We don’t know how long that marriage lasted, but eight years later, when Jeanette was 21, mum remarried once more, again in Hounslow, to a Mr Swift. This was Mr Swift’s second marriage, and he had four children of his own, all adults by the time he remarried.
With us so far?
Okay, now let’s go back to Archer’s interview with Attwood, which first aired on 29 June 2020.
Here’s a snippet of their conversation, starting at about 00:05:20:
Archer: I would say my father was taught, maybe, to put rage into those situations. Because it was part of—part of Satanic ritual abuse is to keep instilling that fear. So I think—because it was his father, my grandfather, that ran the show, I think this was maybe just something he’d just learned to do. …
Attwood: When you say that your grandfather was running the show, what do you mean by that?
Archer: So my grandfather was the head of this cult.
Attwood: Did the cult have a name or anything?
Archer: Not that I know of. … So he was definitely the top dog. You know, the man in charge, that everybody obeyed. Wouldn’t dare disobey.
So, to be very clear, Archer names her father’s father as the head honcho of the Cult with No Name. Throughout the past year, she has repeatedly stated that he was the Big Kahuna, and that all the other adults in the cult did his bidding.
Only one problem: Archer’s paternal grandfather died in 1955, 12 years before Archer was born.
At first we wondered whether she might have accidentally misspoken, and named the wrong grandfather…but no: she is quite clear that she’s talking about her father’s father.
Later in that interview, she confirms that she might have forgotten to check that one little detail before she started
spreading lies about her family telling her incredibly interesting story.
At 00:47:10, she describes the Surrey police coming to her house to let her know that they were not planning to continue investigating her allegations:
Archer: …And they gave me the most ridiculous reasons, and walked away. Actually their leaving comment was, ‘You need to draw a line under this’.
Attwood: What were the reasons they gave you?
Archer: That my grandfather didn’t have a driving licence, so how could he possibly drive children around from one venue to another?
Attwood: So they’re saying you can’t drive if you don’t have a driver’s licence. You’re incapable of driving.
Archer: Exactly. Like he would have cared about that.
(Fair point: dead people don’t usually worry too much about driving licences.)
Archer: They also said that I’d got his date of death wrong, when I’d said to them right at the beginning, when they asked me to do a family tree, I’ve no idea when he died.
Jeanette, we think we see where you went wrong.
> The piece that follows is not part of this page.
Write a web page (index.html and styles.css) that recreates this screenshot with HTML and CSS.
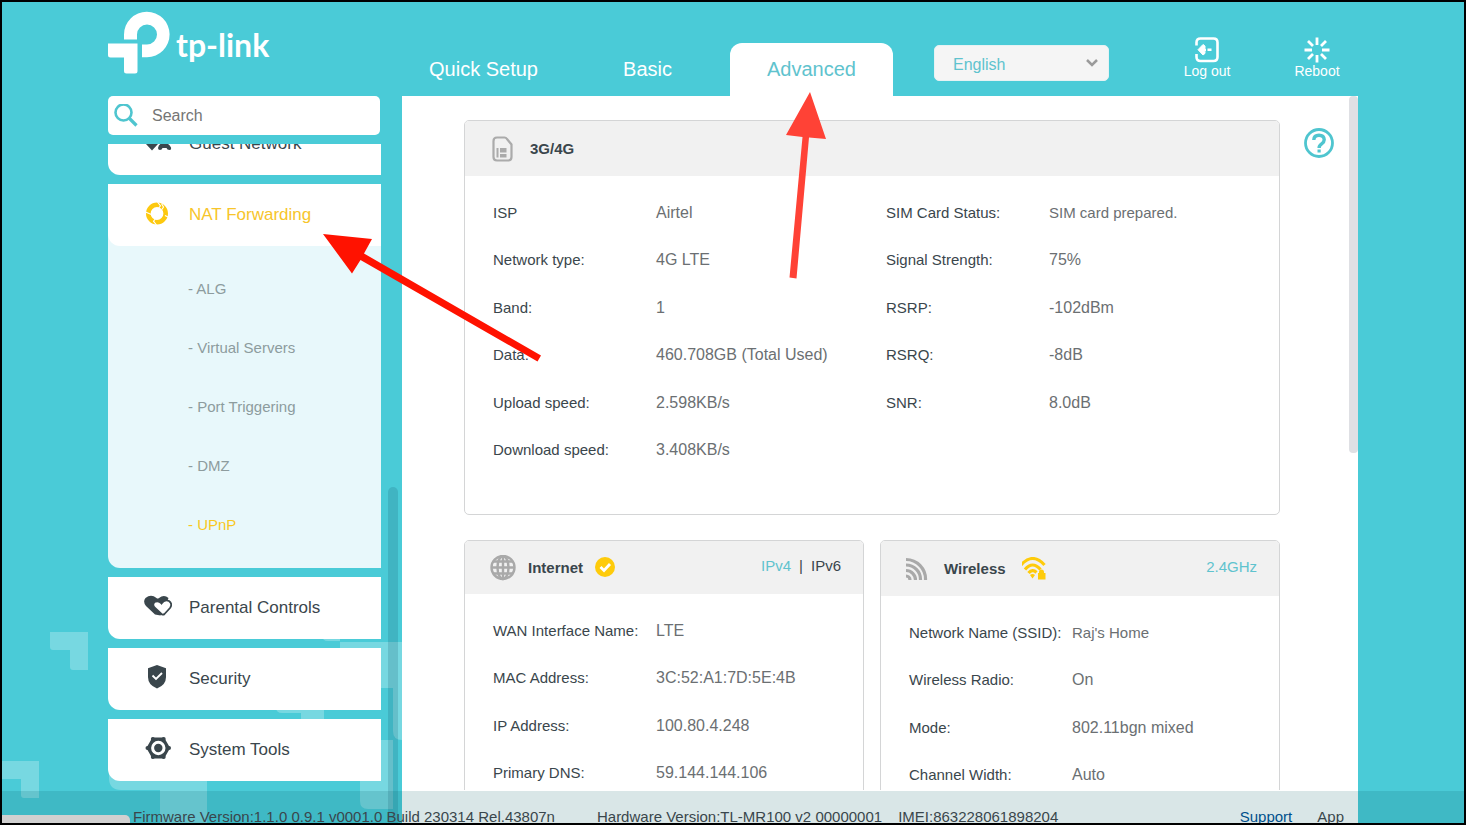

Had she bothered to put together a proper family tree, poor Jeanette might have realised that dear old Grandad Crawley couldn’t possibly have been the villain of the piece, as he was, how shall we say, otherwise occupied. [Cue the celestial harps—Ed.]
But! we hear you say…maybe she really meant her other grandad, her stepfather’s father? Maybe she just got her grandfathers mixed up?
Ah, but you forget: Jeanette has stated she was molested practically from birth. She says her first memory was of her father sexually abusing her when she was but a babe in arms, and that he learned this behaviour from his own father. She was very emphatic on this point.
We know that her parents, the Crawleys, were married at the time the abuse was alleged to have begun, because Jeanette’s younger sister was born when she was two years old, and her mother didn’t remarry until Jeanette was 13. Oh, plus her parents show up on the electoral register in Luton until the mid-1970s, by which time, according to Jeanette, her torture at the hands of her deceased grandfather was drawing to a close.
Now, will any of this information—which can be independently verified—discourage Jeanette’s Army?
Pshaw! Of course it won’t.
As we all know, this is not about rational thought or logical argument, and like Fox Mulder, Archer’s crowd “wants to believe”.
However, it does give the rest of us something to think about. Such as “exactly how twisted does a person have to be to invent a fantasy childhood of torture and abuse, then sell it to a pair of gullible slack-jawed idiots in videos full of simpering self-contradiction, in order to claw her way to the top of the SRA-Pushers Club, UK Division”?
Edited 24 May 2021: An earlier version of this post contained an incorrect version of Archer’s family tree, showing her father as deceased. This has been corrected. Sorry for any confusion.